Similar consideration guide the quality control process checking match ammunition production. High quality is sought and expected, but must be proven by test and is not an accident. When match ammunition is being manufactured, quality tests may be more frequent and more thoroughgoing. In some cases, even the packaging and handling procedures for match ammunition may be different from regular product.
In the end, it all comes down to performance. How well will match grade rifle ammunition perform? Actually, very well indeed and considerably better than many handloads. Test groups of five shots measuring about 0.50-inch extreme spread at 100 yards are not uncommon and groups measuring less than 0.30-inch extreme spread are not unknown. On average, match grade rifle ammunition can be expected to be capable of producing five-shot groups measuring significantly less than 1-inch extreme spread at 100 yards. This is more than 200 percent better than standard practice ammunition of the same caliber.
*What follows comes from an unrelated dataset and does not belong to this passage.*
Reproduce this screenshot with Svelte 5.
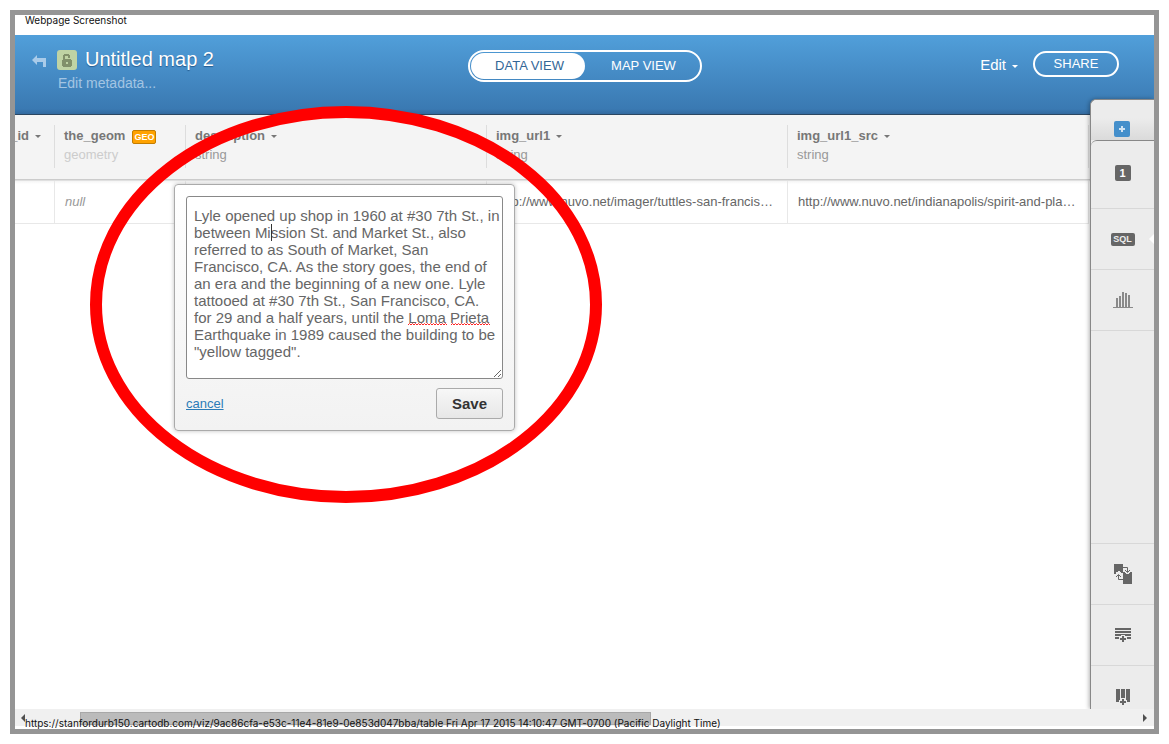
<script>
  const columns = [
    { name: 'img_url1', type: 'string', value: 'http://www.nuvo.net/imager/tuttles-san-francis…' },
    { name: 'img_url1_src', type: 'string', value: 'http://www.nuvo.net/indianapolis/spirit-and-pla…' }
  ];
  let view = $state('data');
  let description = $state(
    [
      'Lyle opened up shop in 1960 at #30 7th St., in',
      'between Mission St. and Market St., also',
      'referred to as South of Market, San',
      'Francisco, CA. As the story goes, the end of',
      'an era and the beginning of a new one. Lyle',
      'tattooed at #30 7th St., San Francisco, CA.',
      'for 29 and a half years, until the Loma Prieta',
      'Earthquake in 1989 caused the building to be',
      '"yellow tagged".'
    ].join('\n')
  );
</script>

{#snippet heading(name, type)}
  <button class="col-name">{name}<i class="caret"></i></button>
  {#if type}<span class="col-type">{type}</span>{/if}
{/snippet}

<div class="frame">
  <p class="caption">Webpage Screenshot</p>

  <div class="app">
    <header>
      <div class="title-block">
        <a class="back" href="#back" aria-label="Back">
          <svg width="15" height="13" viewBox="0 0 15 13"><path d="M0 5 5 0v3h9v9h-3V7H5v3z" fill="#a9cbe9" /></svg>
        </a>
        <div>
          <div class="title-row">
            <span class="lock">
              <svg width="10" height="13" viewBox="0 0 10 13">
                <path d="M1 5V1h1V0h5v1h1v3H6V2H3v3h6v1h1v6H9v1H1v-1H0V6h1zM4 8v2h2V8z" fill="#81906a" fill-rule="evenodd" />
              </svg>
            </span>
            <h1>Untitled map 2</h1>
          </div>
          <a class="meta" href="#metadata">Edit metadata...</a>
        </div>
      </div>
      <nav class="switch">
        <button class:active={view === 'data'} onclick={() => (view = 'data')}>DATA VIEW</button>
        <button class:active={view === 'map'} onclick={() => (view = 'map')}>MAP VIEW</button>
      </nav>
      <div class="actions">
        <button class="edit">Edit<i class="caret"></i></button>
        <button class="share">SHARE</button>
      </div>
    </header>

    <main>
      <div class="grid">
        <table>
          <colgroup><col class="c-id" /><col class="c-geom" /><col /><col /><col /></colgroup>
          <thead>
            <tr>
              <th class="id"><div>{@render heading('_id', '')}</div></th>
              <th>
                <div>
                  <span class="col-name">the_geom<b class="geo">GEO</b></span>
                  <span class="col-type faint">geometry</span>
                </div>
              </th>
              <th><div>{@render heading('description', 'string')}</div></th>
              {#each columns as c}
                <th><div>{@render heading(c.name, c.type)}</div></th>
              {/each}
            </tr>
          </thead>
          <tbody>
            <tr>
              <td></td>
              <td class="null">null</td>
              <td></td>
              {#each columns as c}<td>{c.value}</td>{/each}
            </tr>
          </tbody>
        </table>
      </div>

      <aside>
        <div class="add-layer"><button class="badge blue" aria-label="Add layer">
          <svg width="6" height="6" viewBox="0 0 6 6"><path d="M2 0h2v2h2v2H4v2H2V4H0V2h2z" fill="#cfe2f2" /></svg>
        </button></div>
        <div class="tools">
          <button class="tool first"><span class="badge">1</span></button>
          <button class="tool sql"><span>SQL</span></button>
          <button class="tool" aria-label="Filters">
            <svg width="20" height="16" viewBox="0 0 20 16"><path d="M0 15h20v1H0zM3 6h2v9H3zM6 4h2v11H6zM9 0h2v15H9zM12 1h2v14h-2zM15 3h2v12h-2z" fill="#8a8a8a" /></svg>
          </button>
          <div class="spacer"></div>
          <button class="tool" aria-label="Merge tables">
            <svg width="18" height="20" viewBox="0 0 18 20">
              <path d="M0 0h9v9H7V8H6V7H4v1H2v2H0zM9 8h2v1h1v1h3V9h1V8h2v12H9z" fill="#666" />
              <path d="M9 3.500h4.500V8M11 6l2.500 2.500L16 6M9 15.500H4.500V11M2 13l2.500-2.500L7 13" fill="none" stroke="#666" />
            </svg>
          </button>
          <button class="tool" aria-label="Add row">
            <svg width="16" height="14" viewBox="0 0 16 14"><path d="M0 0h16v2H0zM0 3h16v2H0zM0 6h16v2H0zM0 9h4v2H0zM12 9h4v2h-4z" fill="#666" /><path d="M6 7h4v2h2v4H4V9h2z" fill="#ececec" /><path d="M7 8h2v2h2v2H9v2H7v-2H5v-2h2z" fill="#666" /></svg>
          </button>
          <button class="tool last" aria-label="Add column">
            <svg width="14" height="16" viewBox="0 0 14 16"><path d="M0 0h4v13H0zM5 0h4v9H5zM10 0h4v13h-4z" fill="#666" /><path d="M6 9h2v2h3v4H3v-4h3z" fill="#ececec" /><path d="M6 10h2v2h2v2H8v2H6v-2H4v-2h2z" fill="#666" /></svg>
          </button>
        </div>
      </aside>

      <form class="popup" onsubmit={(e) => e.preventDefault()}>
        <div class="field">
          <textarea aria-label="description" bind:value={description} spellcheck="false"></textarea>
          <span class="text-cursor"></span>
          <svg class="squiggle" width="84" height="3" viewBox="0 0 84 3" fill="none" stroke="#f22">
            <path d="M0 2{'l1.500-1.500 1.500 1.500'.repeat(13)}M43 2{'l1.500-1.500 1.500 1.500'.repeat(13)}" />
          </svg>
        </div>
        <div class="buttons">
          <a href="#cancel">cancel</a>
          <button>Save</button>
        </div>
      </form>
    </main>

    <div class="scrollbar">
      <svg width="4" height="8" viewBox="0 0 4 8"><path d="M4 0v8L0 4z" fill="#505050" /></svg>
      <div class="track"><div class="thumb"></div></div>
      <svg width="4" height="8" viewBox="0 0 4 8"><path d="M0 0v8l4-4z" fill="#505050" /></svg>
    </div>
  </div>

  <p class="stamp">https://stanfordurb150.cartodb.com/viz/9ac86cfa-e53c-11e4-81e9-0e853d047bba/table Fri Apr 17 2015 14:10:47 GMT-0700 (Pacific Daylight Time)</p>

  <svg class="ring" width="512" height="398" viewBox="0 0 512 398"><ellipse cx="256" cy="198.500" rx="250" ry="192.500" fill="none" stroke="red" stroke-width="12" /></svg>
</div>

<style>
  :global(body) { background: #fff; }
  .frame, .frame * { box-sizing: border-box; }
  .frame {
    position: relative;
    display: flex;
    flex-direction: column;
    min-height: calc(100vh - 20px);
    margin: 10px;
    border: 5px solid #959595;
    font: 13px/16px "Liberation Sans", Arial, sans-serif;
    color: #666;
    overflow: hidden;
  }
  :global(#app) { display: flow-root; }
  button { font: inherit; color: inherit; background: none; border: 0; padding: 0; cursor: pointer; }
  p { margin: 0; font: 10px/10px Inter, "Liberation Sans", sans-serif; color: #111; }
  .caption { height: 20px; padding-left: 10px; }
  .app { flex: 1; display: flex; flex-direction: column; margin-bottom: 3px; }

  header {
    display: grid;
    grid-template-columns: 1fr 234px 1fr;
    height: 80px;
    padding: 15px 17px 0;
    background: linear-gradient(#519fda, #3a79b2 74px, #336a9f);
    border-bottom: 1px solid #2b4660;
    color: #fff;
  }
  .title-block { display: flex; gap: 10px; }
  .back { padding-top: 5px; width: 15px; }
  .back svg { display: block; }
  .title-row { display: flex; align-items: center; gap: 8px; height: 20px; }
  .lock {
    display: grid;
    place-items: center;
    width: 20px;
    height: 20px;
    border-radius: 3px;
    background: #bfd3a4;
  }
  h1 { margin: 0; font-size: 20px; line-height: 20px; padding-bottom: 2px; font-weight: 400; text-shadow: 0 1px 1px #245c90; }
  .meta { display: block; margin: 4px 0 0 1px; font-size: 14px; line-height: 18px; color: #a3c5e3; text-decoration: none; }
  .switch {
    display: flex;
    height: 32px;
    padding: 1px;
    border: 2px solid #fff;
    border-radius: 16px;
  }
  .switch button { flex: 1; padding-left: 4px; border-radius: 14px; color: #fff; }
  .switch .active { background: #fff; color: #336696; }
  .actions { display: flex; justify-content: flex-end; align-items: flex-start; gap: 15px; padding: 1px 18px 0 0; }
  .caret {
    display: inline-block;
    margin-left: 6px;
    border: 3px solid transparent;
    border-top-color: currentColor;
    border-bottom: 0;
    vertical-align: 2px;
  }
  .edit { font-size: 15px; line-height: 28px; }
  .share { width: 86px; height: 26px; border: 2px solid #fff; border-radius: 13px; }

  main { position: relative; flex: 1; display: flex; }
  .grid {
    flex: 1;
    min-width: 0;
    overflow: hidden;
    background: linear-gradient(#f4f4f4 64px, #ccc 64px, #ccc 65px, #f4f4f4 66px, #fff 69px);
  }
  table { width: 1074px; table-layout: fixed; border-collapse: separate; border-spacing: 0; }
  .c-id { width: 40px; }
  .c-geom { width: 131px; }
  th { height: 66px; padding: 10px 0 12px; text-align: left; font-weight: 400; vertical-align: top; }
  th > div { height: 43px; padding: 3px 9px 0; border-right: 1px solid #ddd; white-space: nowrap; }
  th.id > div { display: flex; justify-content: flex-end; padding: 3px 13px 0 0; }
  .col-name { display: block; height: 16px; font-weight: 700; color: #777; }
  .col-type { display: block; margin-top: 3px; color: #999; }
  .col-type.faint { color: #ccc; }
  .geo {
    display: inline-block;
    margin-left: 7px;
    padding: 0 1px;
    border: 1px solid #c47d00;
    border-radius: 2px;
    background: #ffa200;
    color: #fff;
    font-size: 9px;
    line-height: 12px;
  }
  td {
    height: 43px;
    padding: 0 10px;
    border-right: 1px solid #e8e8e8;
    border-bottom: 1px solid #e8e8e8;
    white-space: nowrap;
  }
  .null { font-style: italic; color: #999; }

  aside {
    display: flex;
    flex-direction: column;
    width: 64px;
    margin-top: -16px;
    border: 1px solid #888;
    border-width: 1px 0 0 1px;
    border-radius: 6px 0 0 0;
    background: #ececec;
    box-shadow: -1px 0 4px rgba(0, 0, 0, 0.3);
  }
  .add-layer {
    height: 40px;
    padding: 21px 0 0 23px;
    border-radius: 6px 0 0 0;
    background: linear-gradient(#ececec 18px, #dadada);
  }
  .badge {
    display: grid;
    place-items: center;
    width: 16px;
    height: 16px;
    border-radius: 2px;
    background: #666;
    color: #fff;
    font-size: 11px;
    font-weight: 700;
    line-height: 16px;
  }
  .badge.blue { background: #448fcb; }
  .tools { flex: 1; display: flex; flex-direction: column; border-top: 1px solid #888; border-radius: 6px 0 0 0; background: #ececec; }
  .tool { position: relative; display: grid; place-items: center; height: 61px; border-bottom: 1px solid #d8d8d8; }
  .tool.first { height: 68px; padding-bottom: 3px; }
  .tool.last { height: 43px; border-bottom: 0; padding-top: 18px; }
  .spacer { flex: 1; border-bottom: 1px solid #d8d8d8; }
  .sql { overflow: hidden; }
  .sql span { width: 24px; height: 13px; border-radius: 2px; background: #666; color: #eee; font-size: 9px; line-height: 13px; font-weight: 700; }
  .sql::after {
    content: "";
    position: absolute;
    right: 0;
    border: 5px solid transparent;
    border-right-color: #fff;
    border-left: 0;
  }

  .popup {
    position: absolute;
    z-index: 2;
    left: 159px;
    top: 69px;
    width: 341px;
    padding: 11px;
    border: 1px solid #aaa;
    border-radius: 4px;
    background: linear-gradient(#fff, #f2f2f2);
    box-shadow: 0 0 4px rgba(0, 0, 0, 0.25);
  }
  .field { position: relative; }
  textarea {
    display: block;
    width: 100%;
    height: 183px;
    padding: 10px 0 10px 7px;
    border: 1px solid #888;
    border-radius: 3px;
    background: #fff;
    color: #666;
    font: 15px/17px "Liberation Sans", Arial, sans-serif;
    outline: 0;
    overflow: hidden;
  }
  .text-cursor { position: absolute; left: 85px; top: 28px; width: 1px; height: 17px; background: #333; }
  .squiggle { position: absolute; left: 222px; top: 127px; }
  .buttons { display: flex; justify-content: space-between; align-items: center; margin-top: 9px; }
  .buttons a { color: #2b7cb8; }
  .buttons button {
    width: 67px;
    height: 31px;
    border: 1px solid #aaa;
    border-radius: 3px;
    background: linear-gradient(#f7f7f7, #e7e7e7);
    color: #333;
    font-size: 15px;
    font-weight: 700;
  }

  .scrollbar {
    position: relative;
    display: flex;
    align-items: center;
    justify-content: space-between;
    height: 17px;
    padding: 0 7px 0 6px;
    background: #f0f0f0;
  }
  .track { flex: 1; padding: 2px 0 0 55px; }
  .thumb { width: 571px; max-width: 100%; height: 13px; background: #bbb; border: 1px solid #a8a8a8; }
  .stamp { position: absolute; left: 10px; bottom: 1px; }
  .ring { position: absolute; z-index: 3; left: 75px; top: 91px; pointer-events: none; }
</style>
Is match ammunition a bargain? It is if you consider that match ammunition costs about 50 percent more than standard ammunition but offers performance 200 percent better.
When ammunition manufacturers make match grade ammunition, they try to make the very best ammunition possible by bringing to bear their considerable knowledge of the manufacturing process. Combining this with the very best components makes truly exceptional ammunition.
After all, their reputation depends on the performance of their product. Competitors expect more from a match grade product—with factory loaded match grade ammunition, they get it.